I was reading an article about poets becoming politicized in efforts to oppose President Donald Trump in their poems. Well, let's hope some of them study the poetry of Amiri Baraka, who perhaps had the longest running critiques of U.S. presidents. Richard Nixon, Jimmy Carter, Ronald Reagan, George W. Bush, and Barack Obama all ended up on the receiving ends of some of Baraka's poetic assaults.
In "When we'll worship Jesus," Baraka writes,
We'll worship Jesus
When Jesus do
When Jesus blow up
the white house
or blast nixon down
Baraka's poem "Real Life" presents a scene with Nixon and his wife Pat doing drugs. In Baraka's poem, "Nixon slobbers on the phone, wetting the cocaine on the desk he and pat have been snoring since early morning." The poem also references Gerald Ford and Ted Kennedy.
Mel Watkins wrote an article in The New York Times on Baraka in 1971 and noted that "for many, Baraka is viewed simply as a wild eyed radical who is incidentally a writer." Watkins noted that the poet's reputation as a militant was linked in part to "his well known quips." As an example, he presented a then popular statement from Baraka: "I can lean something from anything, I can learn something from a pile of Nixon under the stoop."

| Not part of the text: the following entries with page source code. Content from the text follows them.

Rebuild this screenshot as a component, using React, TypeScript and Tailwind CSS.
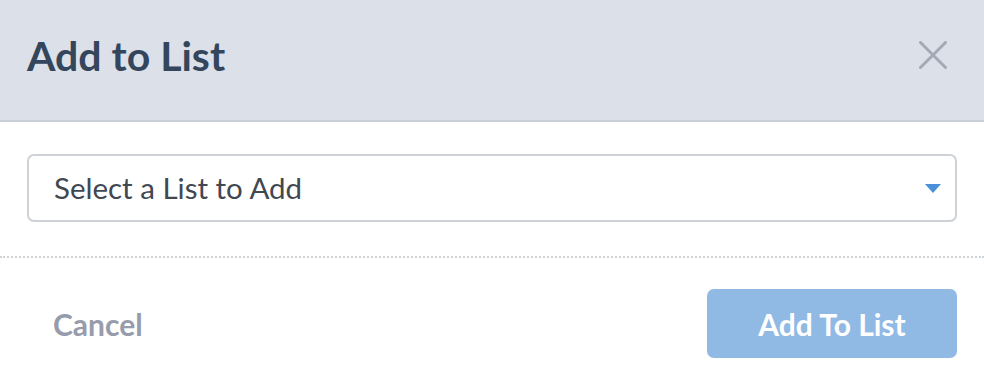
export default function App() {
  return (
    <div className="w-[984px] h-[386px] bg-white font-['Lato','Liberation_Sans',sans-serif]">
      <div className="h-[122px] bg-[#dce0e8] border-b-2 border-[#cbd0d8] flex items-center justify-between pl-[27px] pr-[37px] pb-[10px]">
        <h2 className="text-[41px] leading-none font-bold text-[#34465c]">Add to List</h2>
        <button className="text-[#a3a9b5]">
          <svg width="28" height="28" viewBox="0 0 28 28" stroke="currentColor" strokeWidth="3" strokeLinecap="round">
            <path d="M1.5 1.5 L26.5 26.5 M26.5 1.5 L1.5 26.5" />
          </svg>
        </button>
      </div>

      <div className="px-[27px] pt-[32px] pb-[34px]">
        <div className="h-[68px] border-2 border-[#ced2d7] rounded-[7px] flex items-center justify-between pl-[25px] pr-[14px]">
          <span className="text-[29.5px] leading-none text-[#414852]">Select a List to Add</span>
          <svg width="16" height="9" viewBox="0 0 16 9">
            <path d="M0 0 L16 0 L8 9 Z" fill="#4a90d9" />
          </svg>
        </div>
      </div>

      <div className="border-t-2 border-dotted border-[#cfd3d8]" />

      <div className="flex items-center justify-between pl-[53px] pr-[27px] pt-[31px]">
        <button className="text-[30px] leading-none font-bold text-[#969cab]">Cancel</button>
        <button className="w-[250px] h-[69px] rounded-[7px] bg-[#90bae4] text-white text-[30px] leading-none font-bold">
          Add To List
        </button>
      </div>
    </div>
  );
}
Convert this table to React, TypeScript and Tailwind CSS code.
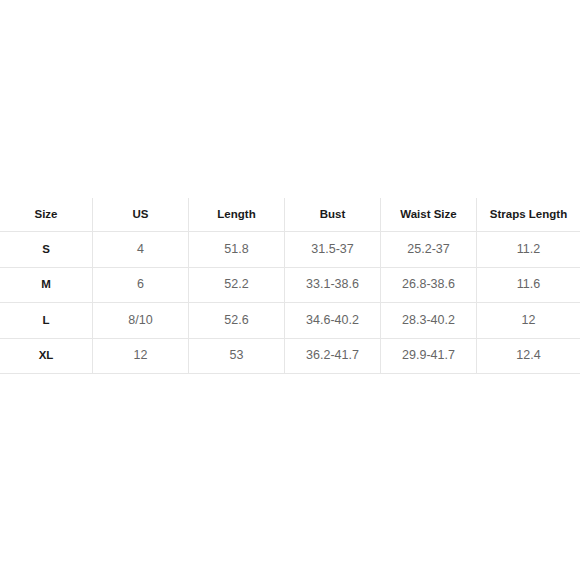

Imagine that: a poet, in the paper of record, alluding to a sitting U.S. president as trash. Baraka was just getting warmed up.
In his poem "Dope," Baraka repeatedly states that "jimmy carter wdnt lie," with the joke being, of course, that the president would. After all, Baraka reminds us that "nixon lied, haldeman lied, dean lied," references to corruption by Nixon and his aides H.R. Haldeman and John Wesley Dean.
In an unpublished poem "The Mind of the President," Baraka takes a title from The New York Times article of the same name abou Reagan. Baraka takes listeners through the first instances of Reagan as an infant learning to speak. Baraka takes on the persona of baby Reagan crying and attempting to speak until eventually arriving at his first word: "Kill."
During the Bush years, Baraka was especially active with biting critiques. In "Lowcoup Linguistic," Baraka announces that "in Mandarin, the word 'Bush' mean DUMB MOTHERFUCKER." In "Memo for Bush 2," Baraka says to the president, "The main thing wrong with you is you ain't in Jail." In "Somebody Blew Up America," Baraka suggest that other sinister forces put Bush in power:
Who own the suburbs
Who suck the cities
Who make the laws
Who made Bush president
Who believe the confederate flag need to be flying
Finally, Baraka chides Obama in his poem "The New Invasion Of Africa." Baraka finds it troubling that the president would authorize the bombing of African nations. "So it wd be this way,” Baraka notes, "That they wd get a negro / To bomb his own home / To join with the actual colonial / Powers."
Few, if any, major poets were as relentless and audacious in their opposition of U.S. presidents within the actual poems. You might catch Baraka at an anti-war protest march, denouncing the actions of governmental figures. But you could also depend on him to make his opposition known in print. Needless to say, Baraka would have had a field day with Trump.